Task goal >> Note each line of the listing that contains the string "styles", and copy it.
## start Supplied material
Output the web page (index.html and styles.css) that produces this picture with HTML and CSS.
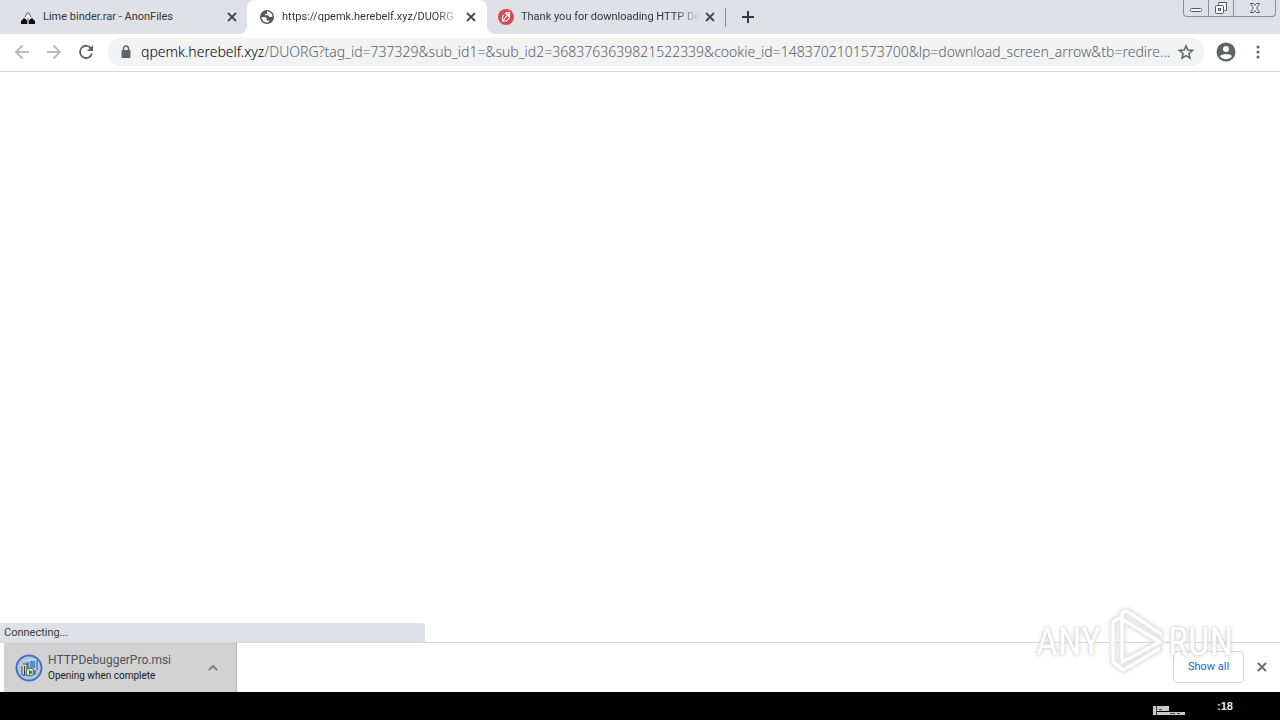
FILE: index.html
```html
<!DOCTYPE html>
<html lang="en">
<head>
<meta charset="utf-8">
<meta name="viewport" content="width=device-width, initial-scale=1">
<title>Browser</title>
<link rel="stylesheet" href="styles.css">
</head>
<body>
<div class="browser">
  <header class="tabstrip">
    <div class="tab tab-before">
      <svg class="favicon" viewBox="0 0 16 16"><path d="M1 15v-3l3-3 3 2v4zM9 15v-4l3-2 3 3v3z" fill="#111"/><path d="M5 9l3-5 3 5-3 3z" fill="#f0f0f0"/><path d="M5 8l2-4h2l2 4M8 9v6" fill="none" stroke="#666"/></svg>
      <span class="tab-title">Lime binder.rar - AnonFiles</span>
      <button class="close" aria-label="Close tab"><svg viewBox="0 0 10 10"><path d="M1 1l8 8M9 1L1 9"/></svg></button>
    </div>
    <div class="tab tab-active">
      <svg class="favicon" viewBox="0 0 16 16"><circle cx="8" cy="8" r="7" fill="#55595e"/><path d="M2.500 8h3.800l1.500 1.500v2h2.500v1.200l-2 1.100A5.800 5.800 0 0 1 2.500 8zM8 3.800V2.300a5.800 5.800 0 0 1 5.500 5.200l-1 .5h-2L9 6.300H6V5h2z" fill="#f4f5f6"/></svg>
      <span class="tab-title fade">https://qpemk.herebelf.xyz/DUORG</span>
      <button class="close" aria-label="Close tab"><svg viewBox="0 0 10 10"><path d="M1 1l8 8M9 1L1 9"/></svg></button>
    </div>
    <div class="tab tab-after">
      <svg class="favicon" viewBox="0 0 16 16"><circle cx="8" cy="8" r="8" fill="#d94b56"/><path d="M7 5l1.500-1.500H11.500V8.500L8.500 12H4.500V7.500L6 6M5 11.500l5.500-6.500M8 5h2.500v3" fill="none" stroke="#fff" stroke-width="1.100"/></svg>
      <span class="tab-title fade">Thank you for downloading HTTP De</span>
      <button class="close" aria-label="Close tab"><svg viewBox="0 0 10 10"><path d="M1 1l8 8M9 1L1 9"/></svg></button>
    </div>
    <button class="new-tab" aria-label="New tab"><svg viewBox="0 0 12 12"><path d="M6 0v12M0 6h12"/></svg></button>
    <div class="window-controls">
      <button aria-label="Minimize"><svg viewBox="0 0 24 16"><rect x="6.500" y="8.500" width="11" height="3" rx="1"/></svg></button>
      <button aria-label="Restore"><svg viewBox="0 0 24 16"><path d="M9.500 4.500v-2h8v8h-2"/><rect x="6.500" y="5.500" width="8" height="8" rx="1"/><rect x="9.500" y="8.500" width="2" height="2"/></svg></button>
      <button class="wide" aria-label="Close window"><svg viewBox="0 0 24 16"><path d="M7.500 3.500h3l1.500 2 1.500-2h3l-3 4.500 3 4.500h-3l-1.500-2-1.500 2h-3l3-4.500z"/></svg></button>
    </div>
  </header>

  <nav class="toolbar">
    <button class="nav disabled" aria-label="Back"><svg viewBox="0 0 16 16"><path d="M15 8H2M8.500 1.500L2 8l6.500 6.500"/></svg></button>
    <button class="nav disabled" aria-label="Forward"><svg viewBox="0 0 16 16"><path d="M1 8h13M7.500 1.500L14 8l-6.500 6.500"/></svg></button>
    <button class="nav" aria-label="Reload"><svg viewBox="0 0 16 16"><path d="M13.200 4.500A6.100 6.100 0 1 0 14 9.500"/><path d="M15 1v6H9z" class="solid"/></svg></button>
    <div class="omnibox">
      <svg class="lock" viewBox="0 0 10 14"><rect x="0.500" y="5" width="9" height="8" rx="1" fill="#5f6368"/><path d="M2.500 6V3.500a2.500 2.500 0 0 1 5 0V6" fill="none" stroke="#5f6368" stroke-width="1.400"/></svg>
      <div class="url"><b>qpemk.herebelf.xyz</b>/DUORG?tag_id=737329&amp;sub_id1=&amp;sub_id2=3683763639821522339&amp;cookie_id=1483702101573700&amp;lp=download_screen_arrow&amp;tb=redire...</div>
      <button class="nav star" aria-label="Bookmark"><svg viewBox="0 0 16 16"><path d="M8 1.800l1.800 4.300 4.700.4-3.600 3 1.100 4.600L8 11.700l-4 2.400 1.100-4.600-3.600-3 4.700-.4z"/></svg></button>
    </div>
    <button class="nav profile" aria-label="Profile"><svg viewBox="0 0 20 20"><circle cx="10" cy="10" r="9.500" class="solid"/><circle cx="10" cy="7" r="3" fill="#fff" stroke="none"/><path d="M4 14.200c1-2.500 11-2.500 12 0a7.500 7.500 0 0 1-12 0z" fill="#fff" stroke="none"/></svg></button>
    <button class="nav menu" aria-label="Menu"><svg viewBox="0 0 4 16"><circle cx="2" cy="3" r="1.500"/><circle cx="2" cy="8" r="1.500"/><circle cx="2" cy="13" r="1.500"/></svg></button>
  </nav>

  <main class="page"><div class="status">Connecting...</div></main>

  <footer class="shelf">
    <div class="download">
      <svg class="file-icon" viewBox="0 0 28 28"><circle cx="14" cy="14" r="12.500" fill="#b3c8df" stroke="#3f73c4" stroke-width="2"/><path d="M14 6h7v9h-7z" fill="#4a92dc" stroke="#e8eef4"/><path d="M22 6v10M8 10h4v11H7V12" fill="#dcd6c0" stroke="#454f56"/><path d="M9.500 12v9M13 8v9M20 16v4h-4" stroke="#303a40" fill="none"/><circle cx="15" cy="18" r="4" fill="#d5e5c9" stroke="#4a6852"/><path d="M14 16l4 2-4 3z" fill="#238442"/></svg>
      <div class="file-text"><div class="file-name">HTTPDebuggerPro.msi</div><div class="file-state">Opening when complete</div></div>
      <button class="nav caret" aria-label="Download options"><svg viewBox="0 0 10 6"><path d="M.8 5.200L5 1l4.200 4.200"/></svg></button>
    </div>
    <button class="show-all">Show all</button>
    <button class="close shelf-close" aria-label="Close downloads bar"><svg viewBox="0 0 10 10"><path d="M1 1l8 8M9 1L1 9"/></svg></button>
  </footer>

  <div class="taskbar">
    <svg class="tray" viewBox="0 0 32 9"><path d="M0 0h3v9H0zM4 0h12v5H4zM4 6h28v3H4z" fill="#c9c9c5"/><path d="M3.500 1v8M6 3.500h3M17 7.500h5M24 7.500h3" stroke="#444"/></svg>
    <span class="clock">:18</span>
  </div>

  <div class="watermark"><span>ANY</span>
    <svg viewBox="0 0 60 68"><g fill="none" stroke-linejoin="round" stroke-linecap="round"><path class="halo" d="M6 54V14l6-4M15 51V5l5-2 34 23M15 11l38 23-38 20M6 54l10 8 36-21"/><path class="core" d="M6 54V14l6-4M15 51V5l5-2 34 23M15 11l38 23-38 20M6 54l10 8 36-21"/></g></svg>
    <span>RUN</span></div>
</div>
</body>
</html>
```
FILE: styles.css
```css
* { box-sizing: border-box; }
body { margin: 0; font: 11px/16px Roboto, "Noto Sans", sans-serif; color: #3c4043; }
button { border: 0; background: none; padding: 0; margin: 0; font: inherit; color: inherit; }
svg { display: block; flex: none; }
.browser { position: relative; display: flex; flex-direction: column; min-height: 100vh; overflow: hidden; background: #fff; }
.tabstrip { display: flex; height: 34px; background: #fff; }
.tab { display: flex; align-items: center; flex: 0 1 240px; min-width: 0; padding: 0 11px 0 12px; background: #dee1e6; }
.tab-before { flex-basis: 247px; padding-left: 20px; padding-right: 10px; border-bottom-right-radius: 8px; }
.tab-active { background: #fff; position: relative; }
.tab-active::before { content: ""; position: absolute; inset: 0 0 16px 0; z-index: 0; background: #dee1e6; }
.tab-active::after { content: ""; position: absolute; inset: 0; background: #fff; border-radius: 8px 8px 0 0; }
.tab-active > * { position: relative; z-index: 1; }
.tab-after { flex-basis: 238px; padding-left: 11px; padding-right: 10px; border-bottom-left-radius: 8px; }
.favicon { width: 16px; height: 16px; }
.tab-title { flex: 1; min-width: 0; margin: 0 5px 0 7px; line-height: 18px; white-space: nowrap; overflow: hidden; color: #33373b; }
.fade { mask-image: linear-gradient(to right, #000 86%, transparent); }
.close svg { width: 10px; height: 10px; fill: none; stroke: #45494d; stroke-width: 1.800; }
.new-tab { display: flex; align-items: center; width: 40px; padding-left: 17px; background: #dee1e6; position: relative; }
.new-tab::before { content: ""; position: absolute; left: 0; top: 8px; width: 1px; height: 19px; background: #898d92; }
.new-tab svg { width: 12px; height: 12px; stroke: #34383c; stroke-width: 2; }
.window-controls { flex: 1; display: flex; justify-content: flex-end; align-items: flex-start; padding-right: 4px; background: #dee1e6; }
.window-controls button { display: flex; justify-content: center; width: 26px; height: 17px; border: 1px solid #8a8e96; border-top: 0; margin-left: -1px; }
.window-controls button:first-child { border-bottom-left-radius: 4px; }
.window-controls .wide { width: 43px; border-bottom-right-radius: 4px; }
.window-controls svg { width: 24px; height: 16px; fill: #f6f7f8; stroke: #555962; }
.toolbar { display: flex; align-items: center; height: 38px; padding: 0 14px 2px; border-bottom: 1px solid #d5d7da; }
.nav svg { width: 16px; height: 16px; fill: none; stroke: #5f6368; stroke-width: 1.800; }
.nav { margin-right: 16px; }
.disabled svg { stroke: #b8babd; }
.nav .solid { fill: #5f6368; stroke: none; }
.omnibox { flex: 1; min-width: 0; display: flex; align-items: center; height: 28px; padding: 0 10px 0 13px; margin-right: 12px; margin-left: -2px; border-radius: 14px; background: #f1f3f4; }
.lock { width: 10px; height: 14px; }
.url { flex: 1; min-width: 0; margin-left: 10px; font: 300 14px/20px "Noto Sans", "Open Sans", sans-serif; white-space: nowrap; overflow: hidden; color: #5c6064; }
.url b { font-weight: 300; color: #000; }
.star { margin: 0 0 0 4px; }
.star svg { stroke-width: 1.500; }
.profile svg { width: 20px; height: 20px; }
.profile { margin-right: 20px; }
.menu { margin-right: 6px; }
.menu svg { width: 4px; fill: #5f6368; stroke: none; }
.page { flex: 1; display: flex; align-items: flex-end; }
.status { width: 425px; height: 19px; padding: 2px 4px; border-top-right-radius: 4px; background: #dee1e6; }
.shelf { display: flex; align-items: center; height: 50px; padding: 0 13px 2px 4px; border-top: 1px solid #d5d7da; }
.download { display: flex; align-items: center; align-self: stretch; width: 233px; margin-bottom: -2px; padding-left: 11px; background: #d2d2d2; border-right: 1px solid #b4b4b4; }
.file-icon { width: 28px; height: 28px; }
.file-text { flex: 1; margin-left: 5px; }
.file-name { font-size: 12px; color: #505357; }
.file-state { font-size: 10px; color: #202124; }
.caret { margin-right: 18px; }
.caret svg { width: 10px; height: 6px; stroke: #77797c; }
.show-all { width: 71px; height: 32px; margin-left: auto; border: 1px solid #d5d8dc; border-radius: 4px; color: #2866bd; }
.shelf-close { margin-left: 13px; }
.shelf-close svg { stroke: #67696c; }
.taskbar { display: flex; align-items: center; justify-content: flex-end; height: 28px; padding-right: 47px; background: #000; color: #e8e5e0; }
.tray { width: 32px; height: 9px; margin: 9px 32px 0 0; }
.clock { font: bold 11px/12px "Liberation Sans", sans-serif; }
.watermark { position: absolute; right: 47px; bottom: 44px; display: flex; align-items: center; height: 68px; pointer-events: none; color: #fff; font: 38px/68px "Roboto Condensed", "Open Sans Condensed", "Liberation Sans Narrow", "DejaVu Sans Condensed", sans-serif; text-shadow: 0 0 2px #ccc, 0 0 4px #ccc; }
.watermark svg { width: 60px; height: 68px; margin: 0 1px 0 6px; filter: drop-shadow(0 0 2px #ddd); }
.halo { stroke: #e9e9e9; stroke-width: 6; }
.core { stroke: #fff; stroke-width: 3; }
```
## end Supplied material
Result of the task >>
Output the web page (index.html and styles.css) that produces this picture with HTML and CSS.
<link rel="stylesheet" href="styles.css">
FILE: styles.css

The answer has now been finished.